As a dad, Dr. Ronnie Medalle scores an ace

Among the hundreds of fathers I know, he is one of those I admire the most. Successful in his practice as a top ophthalmologist with ACES (Associated Cebu Eye Specialists), he is even more successful in his role as husband to his wife, Stephanie, and as a father.

Dr. Ronald Anthony Medalle, when I asked him how he finds time, despite his full load, to be with his children, said, “For important things in life, you MUST find time. I strive to be there for them in every important event. I ‘tutor’ Santi weekly on his piano lessons. Otherwise, through a simple board game or with a fun “Wii game” you can get that moment. But every so often I pull them out just to have a one-on-one chat.”

picture-62

I’ve known Ronnie for several years now ever since I joined the Rotary Club of Cebu West (he was a former president) and can attest to the love and adulation he showers on his children and, yes, to their “sports bonding.”

The Role of the Father

Thanks to Dr. Vic Verallo, my mentor in running, for sharing this most profound and meaningful article about fatherhood. (These two stories are true.)

STORY NUMBER ONE

Many years ago, Al Capone virtually owned Chicago. Capone wasn’t famous for anything heroic. He was notorious for enmeshing the windy city in everything from bootlegged booze and prostitution to murder.

Capone had a lawyer nicknamed “Easy Eddie.” He was Capone’s lawyer for a good reason.
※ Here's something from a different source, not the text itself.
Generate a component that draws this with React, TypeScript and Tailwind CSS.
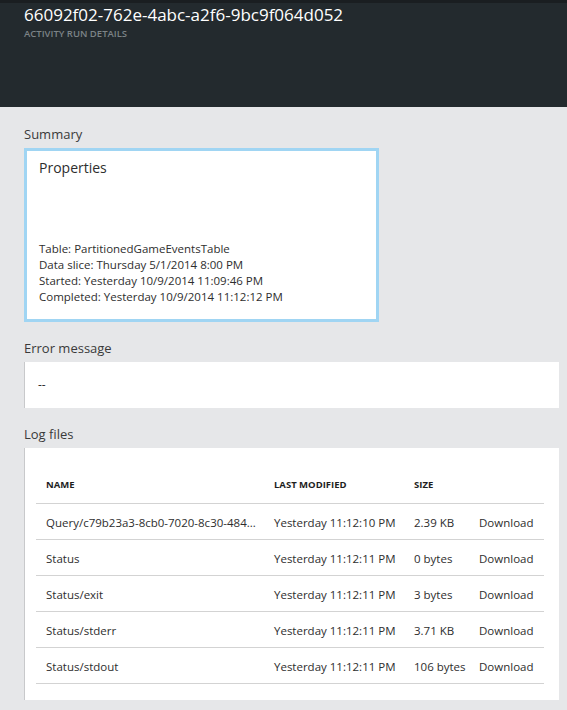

Eddie was very good! In fact, Eddie’s skill at legal maneuvering kept Big Al out of jail for a long time. To show his appreciation, Capone paid him very well. Not only was the money big, but Eddie got special dividends, as well. For instance, he and his family occupied a fenced-in mansion with live-in help and all of th e conveniences of the day. The estate was so large that it filled an entire Chicago City block.